» What to do: Reproduce the lines below exactly, from the one containing "Reproduce this table" through the one containing "string; seq: Seg[][];", both included. Leave out any pictures.

» Data shown:

★ ★ ★

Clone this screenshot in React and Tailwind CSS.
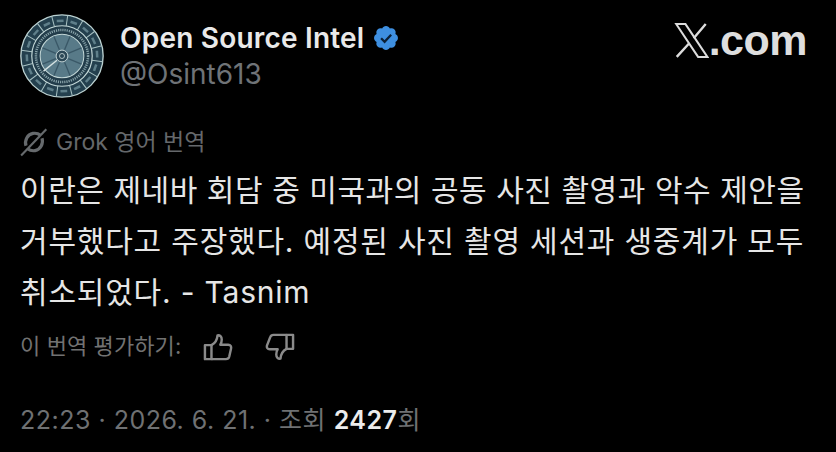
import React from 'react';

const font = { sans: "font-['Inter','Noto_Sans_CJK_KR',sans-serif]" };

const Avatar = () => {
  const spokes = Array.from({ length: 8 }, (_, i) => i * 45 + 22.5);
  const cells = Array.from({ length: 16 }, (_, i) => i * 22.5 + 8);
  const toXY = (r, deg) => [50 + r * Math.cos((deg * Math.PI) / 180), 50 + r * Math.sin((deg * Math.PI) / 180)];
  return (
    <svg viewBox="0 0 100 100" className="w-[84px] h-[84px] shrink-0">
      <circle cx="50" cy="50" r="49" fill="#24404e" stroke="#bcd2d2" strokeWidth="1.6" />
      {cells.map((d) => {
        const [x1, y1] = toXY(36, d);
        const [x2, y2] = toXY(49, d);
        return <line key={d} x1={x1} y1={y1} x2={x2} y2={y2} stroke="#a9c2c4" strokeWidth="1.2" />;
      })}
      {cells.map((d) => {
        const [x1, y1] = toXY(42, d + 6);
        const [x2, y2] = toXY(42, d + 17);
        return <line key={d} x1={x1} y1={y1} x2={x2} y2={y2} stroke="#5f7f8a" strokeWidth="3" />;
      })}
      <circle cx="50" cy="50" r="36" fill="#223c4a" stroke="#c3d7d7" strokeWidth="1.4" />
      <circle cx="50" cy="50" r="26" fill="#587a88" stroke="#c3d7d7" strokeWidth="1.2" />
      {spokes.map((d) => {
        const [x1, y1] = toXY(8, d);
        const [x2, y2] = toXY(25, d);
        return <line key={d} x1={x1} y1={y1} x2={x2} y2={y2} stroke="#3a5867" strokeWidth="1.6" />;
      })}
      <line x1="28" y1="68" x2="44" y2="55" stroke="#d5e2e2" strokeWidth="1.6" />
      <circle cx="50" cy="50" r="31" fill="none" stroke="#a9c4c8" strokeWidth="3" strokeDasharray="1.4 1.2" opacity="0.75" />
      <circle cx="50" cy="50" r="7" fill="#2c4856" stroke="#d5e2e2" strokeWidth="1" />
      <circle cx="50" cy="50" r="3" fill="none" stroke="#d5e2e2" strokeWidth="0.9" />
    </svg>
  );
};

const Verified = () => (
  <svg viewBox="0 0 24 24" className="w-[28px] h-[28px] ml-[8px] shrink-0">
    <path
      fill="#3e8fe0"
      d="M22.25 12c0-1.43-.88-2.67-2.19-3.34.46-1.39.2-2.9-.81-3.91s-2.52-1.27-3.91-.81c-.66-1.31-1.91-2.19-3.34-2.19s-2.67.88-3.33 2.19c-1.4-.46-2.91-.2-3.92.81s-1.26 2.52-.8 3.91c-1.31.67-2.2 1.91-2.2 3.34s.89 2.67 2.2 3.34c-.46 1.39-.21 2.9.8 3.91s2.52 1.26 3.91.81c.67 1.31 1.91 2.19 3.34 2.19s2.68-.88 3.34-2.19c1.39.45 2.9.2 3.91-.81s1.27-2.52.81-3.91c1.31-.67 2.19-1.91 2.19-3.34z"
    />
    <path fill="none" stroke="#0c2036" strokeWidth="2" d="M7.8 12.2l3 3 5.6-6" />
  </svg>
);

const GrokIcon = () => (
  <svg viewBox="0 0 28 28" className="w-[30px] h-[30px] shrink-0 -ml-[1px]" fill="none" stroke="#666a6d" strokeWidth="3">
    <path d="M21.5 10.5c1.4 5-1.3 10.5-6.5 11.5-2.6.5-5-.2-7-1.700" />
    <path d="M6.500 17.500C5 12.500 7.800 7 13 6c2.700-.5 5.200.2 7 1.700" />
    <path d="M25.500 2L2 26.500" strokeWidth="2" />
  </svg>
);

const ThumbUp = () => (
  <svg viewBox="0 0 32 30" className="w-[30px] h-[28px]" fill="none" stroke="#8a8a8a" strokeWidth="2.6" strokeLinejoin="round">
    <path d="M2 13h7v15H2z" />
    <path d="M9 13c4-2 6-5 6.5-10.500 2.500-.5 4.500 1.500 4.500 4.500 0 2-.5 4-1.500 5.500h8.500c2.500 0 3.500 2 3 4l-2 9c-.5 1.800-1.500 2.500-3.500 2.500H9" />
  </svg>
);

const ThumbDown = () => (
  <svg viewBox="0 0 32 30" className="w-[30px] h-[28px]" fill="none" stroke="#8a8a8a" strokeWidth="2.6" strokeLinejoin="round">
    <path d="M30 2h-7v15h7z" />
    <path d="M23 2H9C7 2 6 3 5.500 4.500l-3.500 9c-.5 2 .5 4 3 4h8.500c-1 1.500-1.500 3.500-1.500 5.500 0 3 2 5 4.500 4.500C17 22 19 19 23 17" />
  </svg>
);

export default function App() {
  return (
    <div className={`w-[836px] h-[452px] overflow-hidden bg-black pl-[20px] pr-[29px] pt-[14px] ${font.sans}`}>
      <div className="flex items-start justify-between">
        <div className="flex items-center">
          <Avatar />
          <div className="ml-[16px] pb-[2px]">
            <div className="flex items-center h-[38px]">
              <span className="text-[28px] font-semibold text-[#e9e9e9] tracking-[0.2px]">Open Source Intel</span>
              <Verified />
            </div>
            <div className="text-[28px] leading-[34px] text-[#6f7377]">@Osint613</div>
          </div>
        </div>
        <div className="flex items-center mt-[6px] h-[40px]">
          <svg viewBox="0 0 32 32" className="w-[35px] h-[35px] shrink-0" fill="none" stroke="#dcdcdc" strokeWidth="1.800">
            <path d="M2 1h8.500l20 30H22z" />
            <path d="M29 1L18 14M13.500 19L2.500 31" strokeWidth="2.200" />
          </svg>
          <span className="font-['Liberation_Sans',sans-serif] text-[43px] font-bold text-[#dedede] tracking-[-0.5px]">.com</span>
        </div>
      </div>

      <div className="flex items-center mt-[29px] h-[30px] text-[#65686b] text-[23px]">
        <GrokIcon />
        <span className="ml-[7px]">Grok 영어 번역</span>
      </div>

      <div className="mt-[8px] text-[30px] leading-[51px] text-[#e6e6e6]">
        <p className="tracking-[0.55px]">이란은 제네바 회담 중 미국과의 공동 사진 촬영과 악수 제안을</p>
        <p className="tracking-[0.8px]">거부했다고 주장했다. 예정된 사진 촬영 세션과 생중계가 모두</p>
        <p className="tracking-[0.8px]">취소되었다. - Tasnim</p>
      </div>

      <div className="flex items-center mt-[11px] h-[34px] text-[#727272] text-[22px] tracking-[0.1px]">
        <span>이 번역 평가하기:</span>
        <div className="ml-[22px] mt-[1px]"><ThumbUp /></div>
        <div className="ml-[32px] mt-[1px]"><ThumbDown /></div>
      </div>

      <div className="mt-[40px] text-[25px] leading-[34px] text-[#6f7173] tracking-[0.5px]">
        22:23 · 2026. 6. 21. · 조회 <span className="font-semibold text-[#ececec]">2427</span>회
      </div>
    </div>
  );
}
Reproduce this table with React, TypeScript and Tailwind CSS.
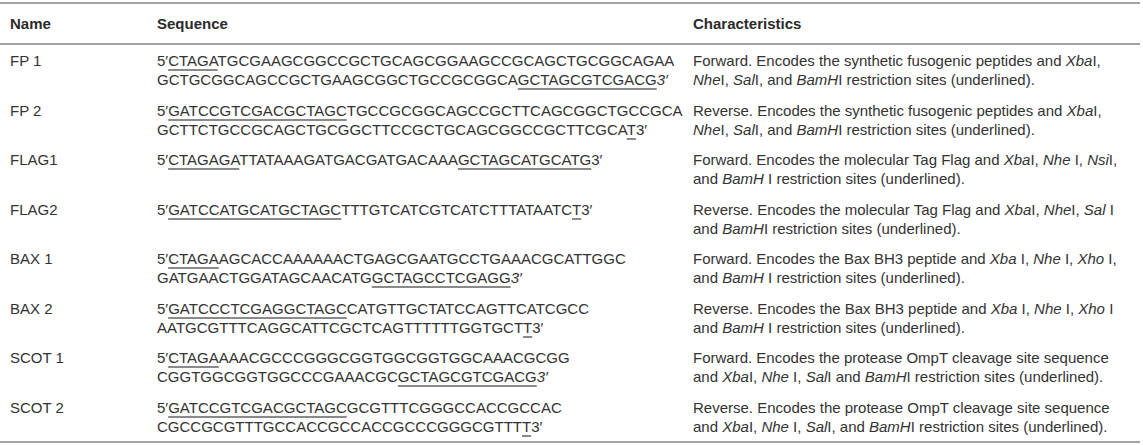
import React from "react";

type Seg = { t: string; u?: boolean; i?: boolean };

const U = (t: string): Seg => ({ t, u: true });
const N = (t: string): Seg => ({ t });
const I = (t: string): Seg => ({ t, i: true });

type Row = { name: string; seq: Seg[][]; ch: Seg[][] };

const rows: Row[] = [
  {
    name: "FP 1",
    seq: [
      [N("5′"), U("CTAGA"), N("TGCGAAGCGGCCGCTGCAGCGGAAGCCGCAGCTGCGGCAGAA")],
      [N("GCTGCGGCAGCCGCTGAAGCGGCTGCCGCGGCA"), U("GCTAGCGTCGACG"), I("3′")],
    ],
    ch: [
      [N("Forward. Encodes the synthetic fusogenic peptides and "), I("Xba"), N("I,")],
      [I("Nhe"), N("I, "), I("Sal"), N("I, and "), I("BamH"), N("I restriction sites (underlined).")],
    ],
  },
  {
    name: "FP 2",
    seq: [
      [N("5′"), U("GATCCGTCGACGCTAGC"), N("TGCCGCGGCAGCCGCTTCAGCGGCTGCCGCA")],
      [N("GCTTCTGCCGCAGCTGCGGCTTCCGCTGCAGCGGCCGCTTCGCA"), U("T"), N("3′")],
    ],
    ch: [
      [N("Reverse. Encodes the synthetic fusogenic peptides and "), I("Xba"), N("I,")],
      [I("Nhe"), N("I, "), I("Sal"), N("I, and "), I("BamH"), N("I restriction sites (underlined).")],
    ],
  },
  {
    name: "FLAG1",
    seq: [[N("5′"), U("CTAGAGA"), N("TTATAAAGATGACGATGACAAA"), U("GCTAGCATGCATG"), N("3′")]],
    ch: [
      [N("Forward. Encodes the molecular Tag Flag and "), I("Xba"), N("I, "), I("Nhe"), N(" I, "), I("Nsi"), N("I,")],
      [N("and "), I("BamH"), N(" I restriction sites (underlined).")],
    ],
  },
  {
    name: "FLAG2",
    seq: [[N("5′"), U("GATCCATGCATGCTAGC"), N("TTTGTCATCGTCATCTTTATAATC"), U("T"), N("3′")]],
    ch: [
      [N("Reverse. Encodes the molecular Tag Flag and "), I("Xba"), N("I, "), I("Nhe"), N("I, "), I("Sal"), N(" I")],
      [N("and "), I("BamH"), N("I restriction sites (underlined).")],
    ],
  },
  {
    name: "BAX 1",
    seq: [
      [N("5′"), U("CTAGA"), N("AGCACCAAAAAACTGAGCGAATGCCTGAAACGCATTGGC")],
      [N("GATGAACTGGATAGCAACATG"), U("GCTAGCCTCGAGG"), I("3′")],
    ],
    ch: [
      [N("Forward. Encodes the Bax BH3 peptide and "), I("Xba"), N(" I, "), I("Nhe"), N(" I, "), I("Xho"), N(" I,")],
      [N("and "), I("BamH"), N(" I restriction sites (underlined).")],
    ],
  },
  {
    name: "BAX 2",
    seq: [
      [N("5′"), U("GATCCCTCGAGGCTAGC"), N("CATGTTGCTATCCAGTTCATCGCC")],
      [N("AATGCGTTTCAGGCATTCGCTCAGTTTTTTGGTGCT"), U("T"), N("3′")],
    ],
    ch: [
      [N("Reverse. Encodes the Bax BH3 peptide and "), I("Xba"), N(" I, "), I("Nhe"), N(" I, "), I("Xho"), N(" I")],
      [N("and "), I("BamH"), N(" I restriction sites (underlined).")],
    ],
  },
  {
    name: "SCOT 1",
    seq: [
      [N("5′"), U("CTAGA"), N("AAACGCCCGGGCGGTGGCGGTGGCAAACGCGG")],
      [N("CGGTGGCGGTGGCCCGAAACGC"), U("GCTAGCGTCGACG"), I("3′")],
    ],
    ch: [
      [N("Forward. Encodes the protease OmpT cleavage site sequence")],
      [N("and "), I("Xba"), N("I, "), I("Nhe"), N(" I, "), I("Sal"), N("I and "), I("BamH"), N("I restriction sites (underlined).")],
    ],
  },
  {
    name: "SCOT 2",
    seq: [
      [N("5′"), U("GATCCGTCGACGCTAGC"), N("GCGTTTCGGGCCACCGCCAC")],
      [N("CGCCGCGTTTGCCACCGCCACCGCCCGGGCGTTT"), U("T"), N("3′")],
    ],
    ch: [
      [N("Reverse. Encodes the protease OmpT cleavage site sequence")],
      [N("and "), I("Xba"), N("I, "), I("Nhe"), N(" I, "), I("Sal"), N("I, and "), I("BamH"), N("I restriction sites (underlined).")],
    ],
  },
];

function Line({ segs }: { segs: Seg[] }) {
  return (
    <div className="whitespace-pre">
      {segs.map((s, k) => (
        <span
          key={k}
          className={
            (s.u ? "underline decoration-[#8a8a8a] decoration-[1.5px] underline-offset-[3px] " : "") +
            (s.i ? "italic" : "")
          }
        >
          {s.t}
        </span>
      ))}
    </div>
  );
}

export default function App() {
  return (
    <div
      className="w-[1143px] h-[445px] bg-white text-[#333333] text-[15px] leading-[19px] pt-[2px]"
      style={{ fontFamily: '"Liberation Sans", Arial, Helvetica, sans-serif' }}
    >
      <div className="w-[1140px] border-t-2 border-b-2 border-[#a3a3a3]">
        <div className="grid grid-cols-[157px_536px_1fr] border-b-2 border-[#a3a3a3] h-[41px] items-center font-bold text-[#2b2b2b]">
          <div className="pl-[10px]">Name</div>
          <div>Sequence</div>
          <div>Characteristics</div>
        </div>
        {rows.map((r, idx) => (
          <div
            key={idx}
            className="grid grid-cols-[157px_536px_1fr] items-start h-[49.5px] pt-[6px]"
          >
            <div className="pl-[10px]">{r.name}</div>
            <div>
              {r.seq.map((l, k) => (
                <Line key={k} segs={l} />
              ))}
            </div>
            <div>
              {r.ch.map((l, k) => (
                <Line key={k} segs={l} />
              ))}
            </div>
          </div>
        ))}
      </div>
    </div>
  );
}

★ ★ ★

» Task result:
Reproduce this table with React, TypeScript and Tailwind CSS.
import React from "react";

type Seg = { t: string; u?: boolean; i?: boolean };

const U = (t: string): Seg => ({ t, u: true });
const N = (t: string): Seg => ({ t });
const I = (t: string): Seg => ({ t, i: true });

type Row = { name: string; seq: Seg[][]; ch: Seg[][] };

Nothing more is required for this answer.